Dismissing the notion that the Democratic Party is as compromise-averse as the GOP, the president said Democrats -- "warts and all" -- have more consistently agreed to components of bipartisan deals.
"What I'm arguing for are maintaining tax cuts for 98 percent of Americans. I don't think anybody would consider that some liberal left-wing agenda. That used to be considered a pretty mainstream Republican agenda," he said. "And it's something that we can accomplish today if we simply allow for a vote in the Senate and in the House to get it done. The fact that it's not happening is an indication of how far certain factions inside the Republican Party have gone where they can't even accept what used to be considered centrist, mainstream positions on these issues."
The president offered no new suggestions of compromise measures that may be more palatable to Republicans, although he acknowledged that some Democrats oppose entitlement adjustments and some of the spending cuts that he's put forward during negotiations.
The president games out different scenarios of how he thinks the fiscal cliff negotiations will be resolved.
"The offers that I've made to [Republicans] have been so fair that a lot of Democrats get mad at me," he said, noting that his acceptance of Chained CPI, a measure that would change the way Social Security payments are determined, has caused particular rancor within his own party.
"Highly unpopular among Democrats," he said of the proposed change. "Not something supported by AARP. But in pursuit of strengthening Social Security for the long-term I'm willing to make those decisions."
If an impasse remains in place, Obama warned, Republicans' rejection of his version of deficit reduction plans would be enough to send financial markets skidding.
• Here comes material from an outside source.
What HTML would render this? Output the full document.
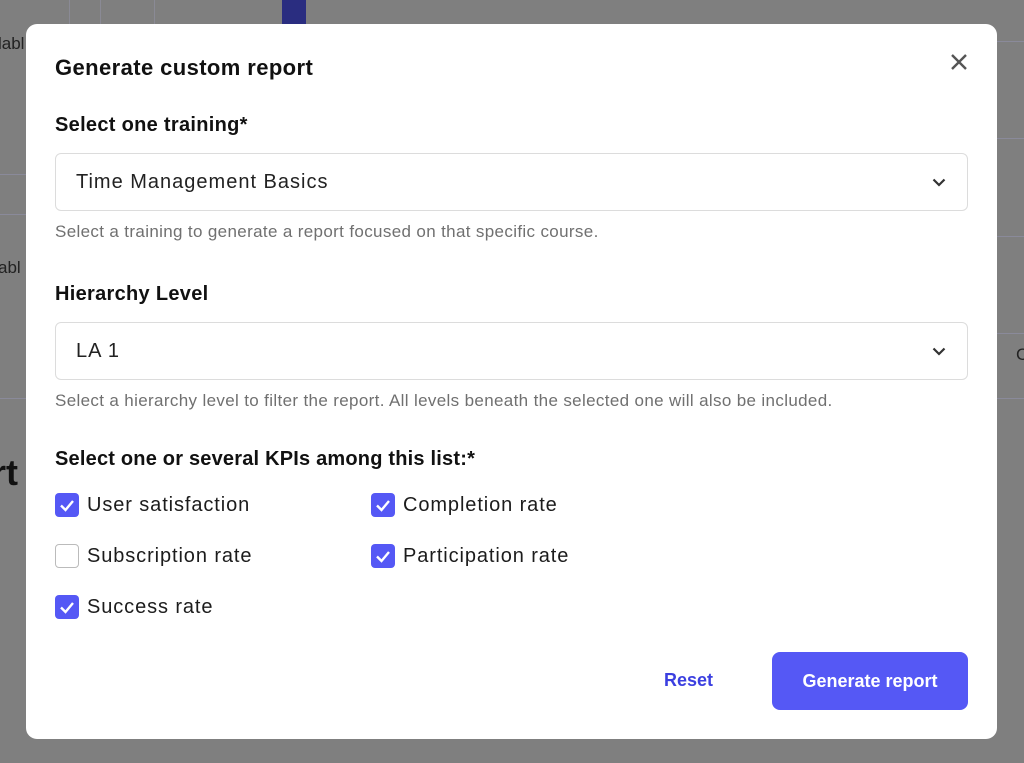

"What's been holding us back is the dysfunction here in Washington," he said. "And if people start seeing that on January 1st this problem still hasn't been solved, that we haven't seen the kind of deficit reduction that we could have had had the Republicans been willing to take the deal that I gave them, if they say that people's taxes have gone up, which means consumer spending is going to be depressed, then obviously that's going to have an adverse reaction in the markets."